Picking 1-3 TLDs without registering 10
The decision framework most foreign brands should follow:
- If China is a strategic market and you will eventually host content there: register .cn (primary) + .com.cn (defensive). Skip .中国 unless you have specific confusion-marketing exposure. Skip everything else. Two registrations, $30-$80/year total.
- If China is a defensive priority but not yet operational: register .cn (defensive) + .com.cn (defensive) + .中国 (defensive). Park them all at the registrar's default DNS or point them at your global .com via 301 redirect. Three registrations, $45-$110/year total.
- If you have a name with high squatter appeal (luxury, consumer electronics, popular B2C brand): add .net.cn and .org.cn defensively, plus the pinyin equivalent of the brand name across .cn / .com.cn / .中国. Five to seven registrations, $80-$200/year total. The pinyin defense is detailed in defensive domain registration for Chinese brands.

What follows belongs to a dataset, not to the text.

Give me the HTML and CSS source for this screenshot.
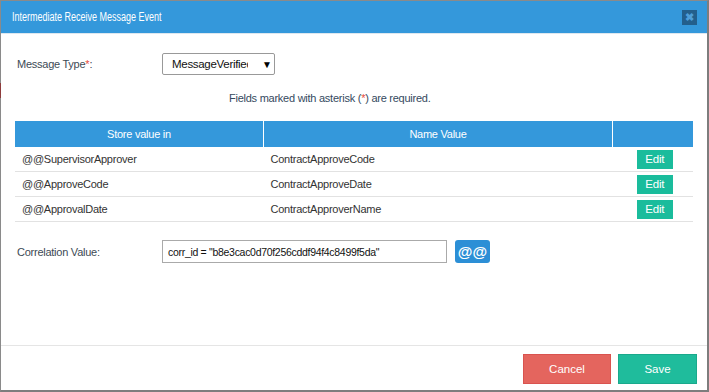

- If you have an established mainland operation: the primary .cn / .com.cn pair plus a Chinese-character variant. Add city-level .cn extensions (.sh.cn for Shanghai-focused, .bj.cn for Beijing-focused) only if the brand has a city-specific marketing angle. Three to five registrations.
What to avoid: the "register every variant" pitch. Some registrars market a 20-domain China defensive package at $400-$800/year. The marginal defensive value of the 8th through 20th registration is essentially zero, and the renewal exposure compounds. A trim 3-domain package backed by active gazette monitoring closes 95% of real squatter risk at one-fifth the cost.
For consolidated registrar choice, the major mainland-friendly registrars (Aliyun, eName, Xinnet, GoDaddy China through their Chinese registrar partnership) all handle the documentary verification reasonably well; GoDaddy global without the China partnership is functional but slower at the verification step. Pick one registrar for all your .cn-family registrations to avoid having to renew across multiple portals and to keep WHOIS, real-name, and ICP filings synchronized through one provider's interface.